Its influence can be seen in Christian mysticism, medieval theology, Islamic philosophy, Jewish philosophical writing, Renaissance Platonism, and later discussions of beauty, unity, and spiritual ascent. Even when later thinkers rejected parts of Neoplatonism, they often did so while using questions that Neoplatonism had helped define.
The tradition also matters because it shows how ancient philosophy could be both rational and spiritual. Neoplatonic metaphysics was not limited to explaining the world from the outside. It also asked how the soul should live, what it should love, and how it could become more deeply aligned with truth.
For modern readers, Neoplatonism offers a striking example of a worldview in which metaphysics, ethics, psychology, and spirituality are inseparable. It presents reality as ordered, meaningful, and directed toward unity.
Final Thoughts: A Metaphysics of Origin and Return
Neoplatonism gave late antiquity one of its most powerful metaphysical visions. It described reality as a hierarchy proceeding from the One, passing through Intellect and Soul, and reaching the visible world of change and multiplicity. At the same time, it described the human soul as capable of turning back toward its source.
This pattern of origin and return is the heart of Neoplatonic metaphysics. Everything comes from unity, and the soul’s highest task is to recover its relation to that unity. The material world may be unstable and incomplete, but it is not cut off from higher reality. It remains connected to the order that gives it form.
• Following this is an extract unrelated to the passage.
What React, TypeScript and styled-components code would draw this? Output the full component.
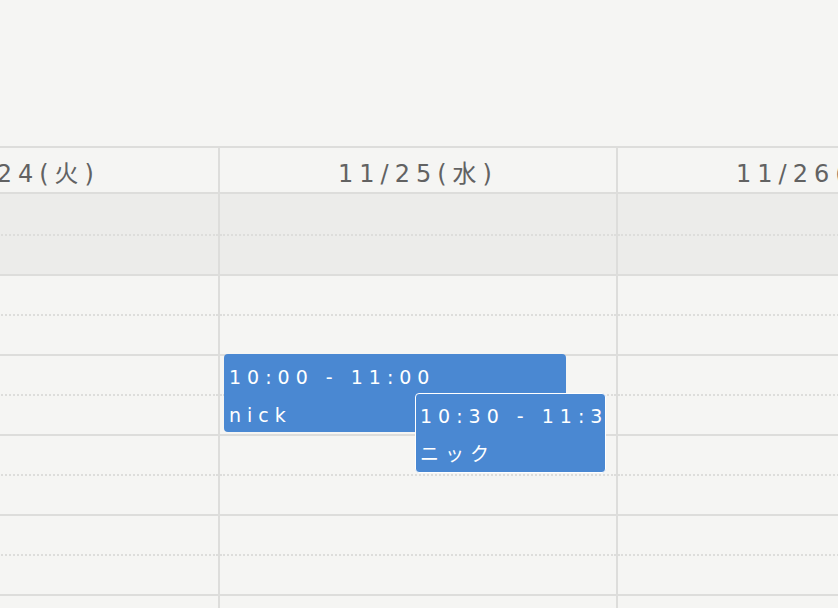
import styled, { createGlobalStyle } from "styled-components";

const GlobalStyle = createGlobalStyle`
  html, body {
    margin: 0;
    padding: 0;
    background: #f5f5f3;
    overflow: hidden;
  }
  * {
    box-sizing: border-box;
  }
`;

type CalEvent = {
  id: string;
  start: number; // minutes from midnight
  end: number;
  title: string;
  left: number;
  width: number;
  stacked?: boolean;
};

type Day = {
  label: string;
  events: CalEvent[];
};

const DAY_START = 9 * 60;
const SLOT_MIN = 30;
const SLOT_PX = 40;
const ROWS = 9;

const days: Day[] = [
  { label: "11/24(火)", events: [] },
  {
    label: "11/25(水)",
    events: [
      { id: "a", start: 600, end: 660, title: "nick", left: 4, width: 342 },
      { id: "b", start: 630, end: 690, title: "ニック", left: 195, width: 191, stacked: true },
    ],
  },
  { label: "11/26(木)", events: [] },
];

const pad = (n: number) => String(n).padStart(2, "0");
const fmt = (m: number) => `${pad(Math.floor(m / 60))}:${pad(m % 60)}`;

const App = () => {
  return (
    <>
      <GlobalStyle />
      <Page>
        <TopSpace />
        <Calendar>
          <Week>
            {days.map((day) => (
              <DayColumn key={day.label}>
                <HeaderCell>{day.label}</HeaderCell>
                <AllDayRow />
                <AllDayRow $dotted />
                <Body>
                  {Array.from({ length: ROWS }).map((_, i) => (
                    <SlotRow key={i} $dotted={i % 2 === 1} />
                  ))}
                  {day.events.map((ev) => {
                    const top = ((ev.start - DAY_START) / SLOT_MIN) * SLOT_PX;
                    const height = ((ev.end - ev.start) / SLOT_MIN) * SLOT_PX - 2;
                    return (
                      <Event
                        key={ev.id}
                        $stacked={ev.stacked}
                        style={{
                          top: ev.stacked ? top - 1 : top,
                          height: ev.stacked ? height + 2 : height,
                          left: ev.left,
                          width: ev.width,
                        }}
                      >
                        <EventLine>
                          {fmt(ev.start)} - {fmt(ev.end)}
                        </EventLine>
                        <EventLine>{ev.title}</EventLine>
                      </Event>
                    );
                  })}
                </Body>
              </DayColumn>
            ))}
          </Week>
        </Calendar>
      </Page>
    </>
  );
};

export default App;

const Page = styled.div`
  width: 838px;
  height: 608px;
  overflow: hidden;
  font-family: "DejaVu Sans", Verdana, "Noto Sans CJK JP", sans-serif;
`;

const TopSpace = styled.div`
  height: 146px;
`;

const Calendar = styled.div`
  width: 100%;
  overflow: hidden;
`;

const Week = styled.div`
  display: grid;
  grid-template-columns: repeat(3, 398px);
  margin-left: -180px;
  width: max-content;
`;

const DayColumn = styled.div`
  display: flex;
  flex-direction: column;
  border-left: 2px solid #dddddb;
`;

const HeaderCell = styled.div`
  height: 48px;
  border-top: 2px solid #dddddb;
  border-bottom: 2px solid #dddddb;
  display: flex;
  align-items: center;
  justify-content: center;
  padding-top: 2px;
  font-size: 24px;
  letter-spacing: 6px;
  color: #626262;
  white-space: nowrap;
`;

const AllDayRow = styled.div<{ $dotted?: boolean }>`
  height: 40px;
  background: #ececea;
  border-top: ${(p) => (p.$dotted ? "2px dotted #dddddb" : "none")};
`;

const Body = styled.div`
  position: relative;
`;

const SlotRow = styled.div<{ $dotted?: boolean }>`
  height: 40px;
  border-top: 2px ${(p) => (p.$dotted ? "dotted" : "solid")} #dddddb;
`;

const Event = styled.div<{ $stacked?: boolean }>`
  position: absolute;
  background: #4a88d2;
  border-radius: 4px;
  border: ${(p) => (p.$stacked ? "1px solid #fff" : "none")};
  padding: ${(p) => (p.$stacked ? "3px 4px" : "4px 5px")};
  color: #fff;
  overflow: hidden;
  white-space: nowrap;
`;

const EventLine = styled.div`
  font-size: 19px;
  line-height: 38px;
  letter-spacing: 6px;
`;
The influence of this vision reached far beyond late antiquity. It shaped theology, mysticism, medieval philosophy, and later ideas about beauty, contemplation, and the divine. To study Neoplatonism is therefore to study one of the great bridges between ancient philosophy and the spiritual-intellectual traditions that followed.
In the end, Neoplatonism presents a universe illuminated by a source beyond being, ordered by degrees of reality, and open to the soul’s ascent toward unity.